SET TASK
Below is a listing. Gather each line of it that contains "with".

COLLECTED DATA
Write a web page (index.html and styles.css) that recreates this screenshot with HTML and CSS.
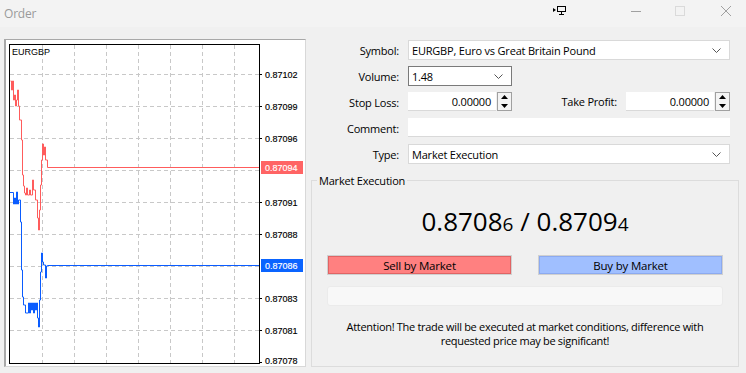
FILE: index.html
```html
<!DOCTYPE html>
<html lang="en">
<head>
    <meta charset="UTF-8">
    <title>Order</title>
    <link rel="stylesheet" href="styles.css">
</head>
<body>
<div class="window">
    <!-- Заголовок окна -->
    <div class="titlebar">
        <span class="title">Order</span>
        <svg class="tb-icon tb-screen" width="13" height="9" viewBox="0 0 13 9">
            <polygon points="0,2 3,4 0,6" fill="#000"/>
            <rect x="4.5" y="0.5" width="8" height="5" fill="none" stroke="#000"/>
            <line x1="8.5" y1="6" x2="8.5" y2="8" stroke="#000"/>
            <line x1="6" y1="8.5" x2="11" y2="8.5" stroke="#000"/>
        </svg>
        <svg class="tb-icon tb-min" width="12" height="12" viewBox="0 0 12 12">
            <line x1="1" y1="6.5" x2="11" y2="6.5" stroke="#a0a0a0"/>
        </svg>
        <svg class="tb-icon tb-max" width="12" height="12" viewBox="0 0 12 12">
            <rect x="1.5" y="1.5" width="9" height="9" fill="none" stroke="#dadada"/>
        </svg>
        <svg class="tb-icon tb-close" width="12" height="12" viewBox="0 0 12 12">
            <path d="M1 1 L11 11 M11 1 L1 11" stroke="#a0a0a0" fill="none"/>
        </svg>
    </div>

    <div class="main">
        <!-- График тиков -->
        <div class="chart-frame">
            <svg class="chart" width="299" height="326" viewBox="5 40 299 326">
                <rect x="5" y="40" width="299" height="326" fill="#fff"/>
                <g stroke="#c8c8c8" stroke-dasharray="4 3" stroke-width="1">
                    <line x1="9" y1="74.5" x2="258" y2="74.5"/>
                    <line x1="9" y1="106.5" x2="258" y2="106.5"/>
                    <line x1="9" y1="138.5" x2="258" y2="138.5"/>
                    <line x1="9" y1="170.5" x2="258" y2="170.5"/>
                    <line x1="9" y1="202.5" x2="258" y2="202.5"/>
                    <line x1="9" y1="234.5" x2="258" y2="234.5"/>
                    <line x1="9" y1="266.5" x2="258" y2="266.5"/>
                    <line x1="9" y1="298.5" x2="258" y2="298.5"/>
                    <line x1="9" y1="330.5" x2="258" y2="330.5"/>
                    <line x1="41.5" y1="45" x2="41.5" y2="363"/>
                    <line x1="73.5" y1="45" x2="73.5" y2="363"/>
                    <line x1="105.5" y1="45" x2="105.5" y2="363"/>
                    <line x1="137.5" y1="45" x2="137.5" y2="363"/>
                    <line x1="169.5" y1="45" x2="169.5" y2="363"/>
                    <line x1="201.5" y1="45" x2="201.5" y2="363"/>
                    <line x1="233.5" y1="45" x2="233.5" y2="363"/>
                </g>

                <!-- Ask -->
                <polyline fill="none" stroke="#ff5c5c" stroke-width="1"
                    points="9.5,81 10.5,81 10.5,90 11.5,90 11.5,81 12.5,81 12.5,100 13.5,100 13.5,95 14.5,95 14.5,106 15.5,106 15.5,100 16.5,100 16.5,90 17.5,90 17.5,106 18.5,106 18.5,120 20.5,120 20.5,140 21.5,140 21.5,175 22.5,175 22.5,186 23.5,186 23.5,193 24.5,193 24.5,195 25.5,195 25.5,188 26.5,188 26.5,195 28.5,195 28.5,190 29.5,190 29.5,195 31.5,195 31.5,180 32.5,180 32.5,190 34.5,190 34.5,200 36.5,200 36.5,218 37.5,218 37.5,230 38.5,230 38.5,210 39.5,210 39.5,185 40.5,185 40.5,160 41.5,160 41.5,144 42.5,144 42.5,155 43.5,155 43.5,147 44.5,147 44.5,160 46.5,160 46.5,167.5 258,167.5"/>
                <!-- Bid -->
                <polyline fill="none" stroke="#0a5cff" stroke-width="1"
                    points="9,192.5 12.5,192.5 12.5,204 13.5,204 13.5,198 14.5,198 14.5,204 15.5,204 15.5,192 16.5,192 16.5,204 17.5,204 17.5,200 19.5,200 19.5,222 20.5,222 20.5,270 21.5,270 21.5,297 22.5,297 22.5,305 24.5,305 24.5,313 27.5,313 27.5,303 28.5,303 28.5,313 29.5,313 29.5,303 30.5,303 30.5,310 31.5,310 31.5,303 32.5,303 32.5,313 33.5,313 33.5,303 34.5,303 34.5,310 35.5,310 35.5,303 36.5,303 36.5,318 37.5,318 37.5,327 38.5,327 38.5,300 39.5,300 39.5,272 40.5,272 40.5,253 41.5,253 41.5,262 42.5,262 42.5,265 44.5,265 44.5,278 45.5,278 45.5,266 46.5,266 46.5,265.5 258,265.5"/>

                <rect x="8.5" y="44.5" width="250" height="319" fill="none" stroke="#000"/>

                <g stroke="#000">
                    <line x1="259" y1="74.5" x2="261" y2="74.5"/>
                    <line x1="259" y1="106.5" x2="261" y2="106.5"/>
                    <line x1="259" y1="138.5" x2="261" y2="138.5"/>
                    <line x1="259" y1="202.5" x2="261" y2="202.5"/>
                    <line x1="259" y1="234.5" x2="261" y2="234.5"/>
                    <line x1="259" y1="298.5" x2="261" y2="298.5"/>
                    <line x1="259" y1="330.5" x2="261" y2="330.5"/>
                    <line x1="259" y1="362.5" x2="261" y2="362.5"/>
                </g>

                <text class="sym" x="11" y="55">EURGBP</text>
                <g class="axis">
                    <text x="264" y="78">0.87102</text>
                    <text x="264" y="110">0.87099</text>
                    <text x="264" y="142">0.87096</text>
                    <text x="264" y="206">0.87091</text>
                    <text x="264" y="238">0.87088</text>
                    <text x="264" y="302">0.87083</text>
                    <text x="264" y="334">0.87081</text>
                    <text x="264" y="364">0.87078</text>
                </g>
                <rect x="260" y="161" width="42" height="13" fill="#ff6464"/>
                <text class="axis tag" x="264" y="171">0.87094</text>
                <rect x="260" y="259" width="42" height="13" fill="#0a64ff"/>
                <text class="axis tag" x="264" y="269">0.87086</text>
            </svg>
        </div>

        <!-- Параметры ордера -->
        <div class="order">
            <div class="form">
                <label class="lbl">Symbol:</label>
                <div class="field select">
                    <span>EURGBP, Euro vs Great Britain Pound</span>
                    <svg class="chev" width="9" height="5" viewBox="0 0 9 5"><polyline points="0.5,0.5 4.5,4.5 8.5,0.5" fill="none" stroke="#555"/></svg>
                </div>

                <label class="lbl">Volume:</label>
                <div class="field select select-short focused">
                    <span>1.48</span>
                    <svg class="chev" width="9" height="5" viewBox="0 0 9 5"><polyline points="0.5,0.5 4.5,4.5 8.5,0.5" fill="none" stroke="#555"/></svg>
                </div>

                <label class="lbl">Stop Loss:</label>
                <div class="pair">
                    <div class="spin">
                        <div class="spin-input">0.00000</div>
                        <div class="spin-btns">
                            <svg width="7" height="4" viewBox="0 0 7 4"><polygon points="0,4 3.5,0 7,4" fill="#000"/></svg>
                            <svg width="7" height="4" viewBox="0 0 7 4"><polygon points="0,0 3.5,4 7,0" fill="#000"/></svg>
                        </div>
                    </div>
                    <label class="lbl lbl-tp">Take Profit:</label>
                    <div class="spin">
                        <div class="spin-input">0.00000</div>
                        <div class="spin-btns">
                            <svg width="7" height="4" viewBox="0 0 7 4"><polygon points="0,4 3.5,0 7,4" fill="#000"/></svg>
                            <svg width="7" height="4" viewBox="0 0 7 4"><polygon points="0,0 3.5,4 7,0" fill="#000"/></svg>
                        </div>
                    </div>
                </div>

                <label class="lbl">Comment:</label>
                <div class="field text"></div>

                <label class="lbl">Type:</label>
                <div class="field select">
                    <span>Market Execution</span>
                    <svg class="chev" width="9" height="5" viewBox="0 0 9 5"><polyline points="0.5,0.5 4.5,4.5 8.5,0.5" fill="none" stroke="#555"/></svg>
                </div>
            </div>

            <fieldset class="group">
                <legend>Market Execution</legend>
                <div class="price">0.8708<small>6</small> / 0.8709<small>4</small></div>
                <div class="buttons">
                    <button class="btn sell">Sell by Market</button>
                    <button class="btn buy">Buy by Market</button>
                </div>
                <div class="progress"></div>
                <p class="note">Attention! The trade will be executed at market conditions, difference with<br>requested price may be significant!</p>
            </fieldset>
        </div>
    </div>
</div>
</body>
</html>
```

FILE: styles.css
```css
body {
    margin: 0;
    background-color: #f0f0f0;
    font-family: 'Open Sans', 'Liberation Sans', sans-serif;
    font-size: 11px;
    letter-spacing: -0.2px;
    color: #000;
}

.window {
    width: 746px;
    height: 373px;
    overflow: hidden;
}

/* Заголовок */
.titlebar {
    height: 27px;
    background-color: #f3f3f3;
    display: flex;
    align-items: center;
    position: relative;
}

.title {
    margin-left: 4px;
    color: #9a9a9a;
    font-size: 12px;
}

.tb-icon {
    position: absolute;
}

.tb-screen { left: 553px; top: 6px; }
.tb-min { left: 630px; top: 5px; }
.tb-max { left: 674px; top: 5px; }
.tb-close { left: 720px; top: 5px; }

.main {
    display: flex;
    padding-top: 12px;
}

/* График */
.chart-frame {
    margin-left: 4px;
    width: 299px;
    height: 326px;
    border: 1px solid #a8a8a8;
    border-left-width: 2px;
    border-right-color: #d8d8d8;
    border-bottom-color: #d8d8d8;
}

.chart {
    display: block;
}

.chart .sym,
.chart .axis {
    font-family: 'Liberation Sans', sans-serif;
    font-size: 9px;
    letter-spacing: 0;
    fill: #000;
}

.chart .axis {
    stroke: #000;
    stroke-width: 0.15px;
}

.chart .tag {
    fill: #fff;
    stroke: #fff;
}

/* Форма */
.order {
    margin-left: 5px;
    width: 428px;
}

.form {
    display: grid;
    grid-template-columns: 88px 322px;
    grid-auto-rows: 20px;
    column-gap: 9px;
    row-gap: 6px;
    align-items: center;
    padding-top: 1px;
}

.lbl {
    text-align: right;
    white-space: nowrap;
}

.field {
    height: 20px;
    box-sizing: border-box;
    background-color: #fff;
    display: flex;
    align-items: center;
}

.select {
    border: 1px solid #d9d9d9;
    padding: 0 8px 0 3px;
    justify-content: space-between;
}

.select-short {
    width: 104px;
}

.focused {
    border-color: #7a7a7a;
}

.text {
    height: 19px;
    align-self: start;
    border-bottom: 1px solid #d9d9d9;
}

.pair {
    display: flex;
    align-items: center;
    height: 19px;
    align-self: start;
}

.lbl-tp {
    width: 105px;
    margin-right: 9px;
}

.spin {
    display: flex;
    width: 104px;
    height: 19px;
}

.spin-input {
    flex: 1;
    background-color: #fff;
    border-bottom: 1px solid #d9d9d9;
    text-align: right;
    padding-right: 5px;
    line-height: 19px;
}

.spin-btns {
    width: 15px;
    margin-left: 1px;
    border: 1px solid #a0a0a0;
    background-color: #f4f4f4;
    box-sizing: border-box;
    display: flex;
    flex-direction: column;
    align-items: center;
    justify-content: space-around;
}

/* Блок исполнения */
.group {
    margin: 9px 0 0 0;
    padding: 0 15px;
    width: 396px;
    height: 192px;
    border: 1px solid #dcdcdc;
    border-radius: 0;
}

.group legend {
    padding: 0 2px;
    margin-left: -10px;
    font-size: 11px;
}

.price {
    text-align: center;
    font-size: 26px;
    letter-spacing: 0;
    margin-top: 15px;
    height: 36px;
    line-height: 36px;
}

.price small {
    font-size: 19px;
}

.buttons {
    display: flex;
    justify-content: space-between;
    margin-top: 16px;
}

.btn {
    width: 185px;
    height: 20px;
    font-family: inherit;
    font-size: 11.5px;
    letter-spacing: -0.2px;
    border: 1px solid #d0d0d0;
    padding: 0;
    cursor: pointer;
}

.sell {
    background-color: #ff8080;
    box-shadow: inset 0 0 0 1px #e06464;
}

.buy {
    background-color: #a0bfff;
    box-shadow: inset 0 0 0 1px #8caaf0;
}

.progress {
    margin-top: 11px;
    height: 20px;
    background-color: #f8f8f8;
    border: 1px solid #ebebeb;
    border-radius: 3px;
    box-sizing: border-box;
}

.note {
    margin: 14px 0 0 0;
    text-align: center;
    white-space: nowrap;
    font-size: 11px;
    letter-spacing: -0.3px;
    line-height: 13.5px;
}
```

RESULT BELOW
Write a web page (index.html and styles.css) that recreates this screenshot with HTML and CSS.
                <p class="note">Attention! The trade will be executed at market conditions, difference with<br>requested price may be significant!</p>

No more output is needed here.